3D printed human body parts? Not a novelty on Earth but definitely something futuristic for Space. Yes, because Nasa, Redwire and the Uniformed Services University of the Health Sciences Center for Biotechnology (4DBio3) have sent a new 3D printer to the International Space Station, Redwire’s BioFabrication Facility, to bioprint a human knee meniscus in orbit and study the result on Earth. Ideally, this will lead to treatments for meniscal injuries that US soldiers face all too frequently. Redwire hopes to 3D print entire organs in Space, although it characterizes this as a ‘long-term’ goal.
The company is very active in on-orbit experiments. For example, it uses Nasa’s Advanced Plant Habitat for a project to identify genes for compatible plants, while another investigation will demonstrate passive cooling for electronics in low gravity.

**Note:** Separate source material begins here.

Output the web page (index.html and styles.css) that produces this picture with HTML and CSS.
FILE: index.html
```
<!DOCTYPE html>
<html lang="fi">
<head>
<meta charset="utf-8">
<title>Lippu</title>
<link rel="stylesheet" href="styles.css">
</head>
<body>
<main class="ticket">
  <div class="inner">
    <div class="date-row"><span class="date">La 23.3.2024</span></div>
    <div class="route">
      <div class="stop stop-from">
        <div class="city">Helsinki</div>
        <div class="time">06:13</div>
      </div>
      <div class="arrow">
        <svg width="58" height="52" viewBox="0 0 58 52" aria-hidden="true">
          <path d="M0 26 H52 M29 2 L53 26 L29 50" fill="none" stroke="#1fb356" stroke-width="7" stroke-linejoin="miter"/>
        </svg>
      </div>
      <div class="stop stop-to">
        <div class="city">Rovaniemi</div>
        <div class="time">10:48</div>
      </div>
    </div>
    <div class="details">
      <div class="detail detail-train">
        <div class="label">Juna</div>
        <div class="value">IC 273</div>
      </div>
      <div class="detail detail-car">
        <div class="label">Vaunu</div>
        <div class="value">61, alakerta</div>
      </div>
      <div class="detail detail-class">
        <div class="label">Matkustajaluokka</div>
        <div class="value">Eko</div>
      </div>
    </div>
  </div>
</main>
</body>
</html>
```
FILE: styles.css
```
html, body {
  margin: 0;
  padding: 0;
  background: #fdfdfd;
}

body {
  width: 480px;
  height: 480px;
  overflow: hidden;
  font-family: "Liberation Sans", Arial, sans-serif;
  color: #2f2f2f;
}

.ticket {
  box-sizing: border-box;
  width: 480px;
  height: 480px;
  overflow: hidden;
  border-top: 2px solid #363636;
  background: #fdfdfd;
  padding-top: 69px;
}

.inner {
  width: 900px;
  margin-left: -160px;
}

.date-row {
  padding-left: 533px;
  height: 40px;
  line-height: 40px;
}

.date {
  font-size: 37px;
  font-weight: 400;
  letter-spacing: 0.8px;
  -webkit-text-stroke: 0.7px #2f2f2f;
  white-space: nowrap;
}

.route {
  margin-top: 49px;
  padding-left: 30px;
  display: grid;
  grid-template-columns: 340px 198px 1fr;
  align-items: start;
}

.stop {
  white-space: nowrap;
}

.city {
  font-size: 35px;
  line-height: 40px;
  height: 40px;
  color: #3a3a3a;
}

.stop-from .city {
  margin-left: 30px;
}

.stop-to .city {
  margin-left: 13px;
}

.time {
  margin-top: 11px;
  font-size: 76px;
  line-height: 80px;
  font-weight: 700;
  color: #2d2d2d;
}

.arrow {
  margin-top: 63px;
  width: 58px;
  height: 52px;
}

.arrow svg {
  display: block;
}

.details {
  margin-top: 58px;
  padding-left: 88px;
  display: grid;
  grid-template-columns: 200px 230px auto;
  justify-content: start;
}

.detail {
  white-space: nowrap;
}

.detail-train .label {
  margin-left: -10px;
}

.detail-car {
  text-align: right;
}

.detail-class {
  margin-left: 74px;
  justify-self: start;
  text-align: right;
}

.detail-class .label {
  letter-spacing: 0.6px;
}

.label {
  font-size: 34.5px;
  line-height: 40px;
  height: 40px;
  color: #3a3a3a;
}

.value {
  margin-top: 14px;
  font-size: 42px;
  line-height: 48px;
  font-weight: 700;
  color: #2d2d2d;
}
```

The BioFabrication Facility printer is flying to the ISS aboard a refuelling rocket that took off on 6 November from Wallops Island spaceport, along with three extra loads.

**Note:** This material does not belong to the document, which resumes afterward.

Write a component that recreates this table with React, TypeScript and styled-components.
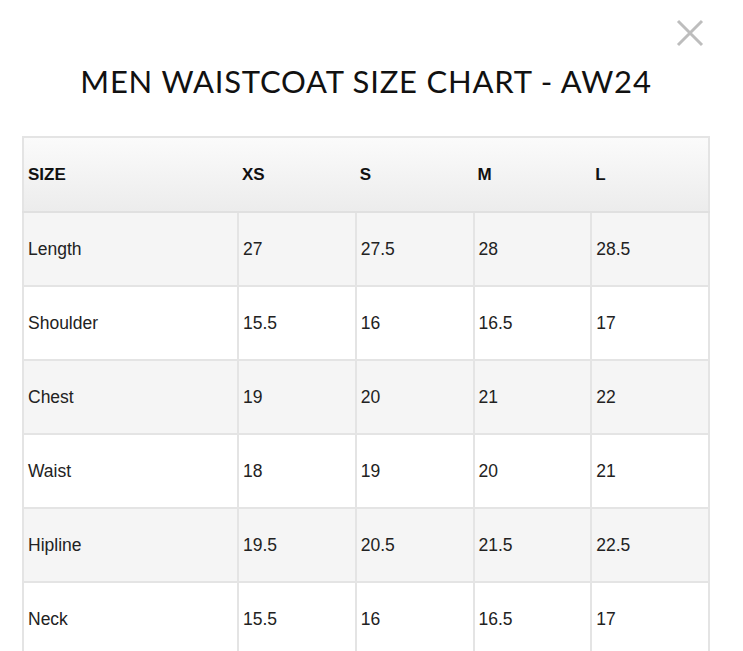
import React from "react";
import styled, { createGlobalStyle } from "styled-components";

const Global = createGlobalStyle`
  html, body { margin: 0; padding: 0; background: #fff; }
  body { font-family: "Liberation Sans", Arial, sans-serif; color: #222; }
`;

const Modal = styled.div`
  position: relative;
  width: 743px;
  height: 651px;
  overflow: hidden;
  padding: 0 0 0 22px;
  box-sizing: border-box;
`;

const Close = styled.button`
  position: absolute;
  top: 19px;
  left: 676px;
  width: 28px;
  height: 28px;
  padding: 0;
  border: none;
  background: transparent;
  cursor: pointer;
  display: flex;
`;

const Title = styled.h1`
  margin: 0;
  padding: 62px 0 0;
  height: 136px;
  box-sizing: border-box;
  width: 688px;
  text-align: center;
  font-family: "Lato", "Liberation Sans", sans-serif;
  font-weight: 400;
  font-size: 31px;
  line-height: 38px;
  color: #111;
  letter-spacing: 0.8px;
`;

const Table = styled.table`
  width: 688px;
  table-layout: fixed;
  border-collapse: collapse;
  border: 2px solid #e4e4e4;
`;

const HeadRow = styled.tr`
  background: linear-gradient(#fbfbfb, #ececec);
`;

const Th = styled.th`
  height: 73px;
  padding: 0 4px 0 4px;
  text-align: left;
  font-size: 17px;
  font-weight: 700;
  color: #111;
  border-bottom: 2px solid #e0e0e0;
`;

const Row = styled.tr<{ $shade: boolean }>`
  background: ${(p) => (p.$shade ? "#f5f5f5" : "#ffffff")};
`;

const Td = styled.td`
  height: 72px;
  padding: 0 4px 0 4px;
  font-size: 17.5px;
  color: #222;
  border: 2px solid #e4e4e4;
`;

const sizes = ["XS", "S", "M", "L"];
const rows: [string, string[]][] = [
  ["Length", ["27", "27.5", "28", "28.5"]],
  ["Shoulder", ["15.5", "16", "16.5", "17"]],
  ["Chest", ["19", "20", "21", "22"]],
  ["Waist", ["18", "19", "20", "21"]],
  ["Hipline", ["19.5", "20.5", "21.5", "22.5"]],
  ["Neck", ["15.5", "16", "16.5", "17"]],
];

export default function App() {
  return (
    <>
      <Global />
      <Modal>
        <Close aria-label="Close">
          <svg width="28" height="28" viewBox="0 0 28 28">
            <path d="M2 2 L26 26 M26 2 L2 26" stroke="#bdbdbd" strokeWidth="3" />
          </svg>
        </Close>
        <Title>MEN WAISTCOAT SIZE CHART - AW24</Title>
        <Table>
          <colgroup>
            <col style={{ width: 215 }} />
            <col />
            <col />
            <col />
            <col />
          </colgroup>
          <thead>
            <HeadRow>
              <Th>SIZE</Th>
              {sizes.map((s) => (
                <Th key={s}>{s}</Th>
              ))}
            </HeadRow>
          </thead>
          <tbody>
            {rows.map(([name, vals], i) => (
              <Row key={name} $shade={i % 2 === 0}>
                <Td>{name}</Td>
                {vals.map((v, j) => (
                  <Td key={j}>{v}</Td>
                ))}
              </Row>
            ))}
          </tbody>
        </Table>
      </Modal>
    </>
  );
}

This is not the first 3D printer Nasa has used in Space. Last year, the agency took the first Redwire model beyond the sky, also on the ISS, to analyze the lunar soil and attempt to reproduce it. This could allow an accurate study of the Moon and, one day, build infrastructures suited to its environment. What is certain is that the bioprinter is more practical because it is intended to provide support for the astronauts right from the start.
If the research is successful, doctors could replace damaged body parts without resorting to donations or inorganic implants and, above all, without returning to Earth. In 2019, astronaut Christina Koch activated the BioFabrication Facility (BFF), created by the aerospace research company Techshot, based in Greenville, Indiana, to print organic tissue in microgravity conditions. Artificial organs and human tissue are just two of the many resources that may be required in future space missions. Techshot participated in NASA’s Deep Space Food Challenge, which aims to develop sustainable food options for longer human-crewed tasks. The company thinks the same 3D printing techniques used in biomedical engineering could be just as helpful in creating a food source.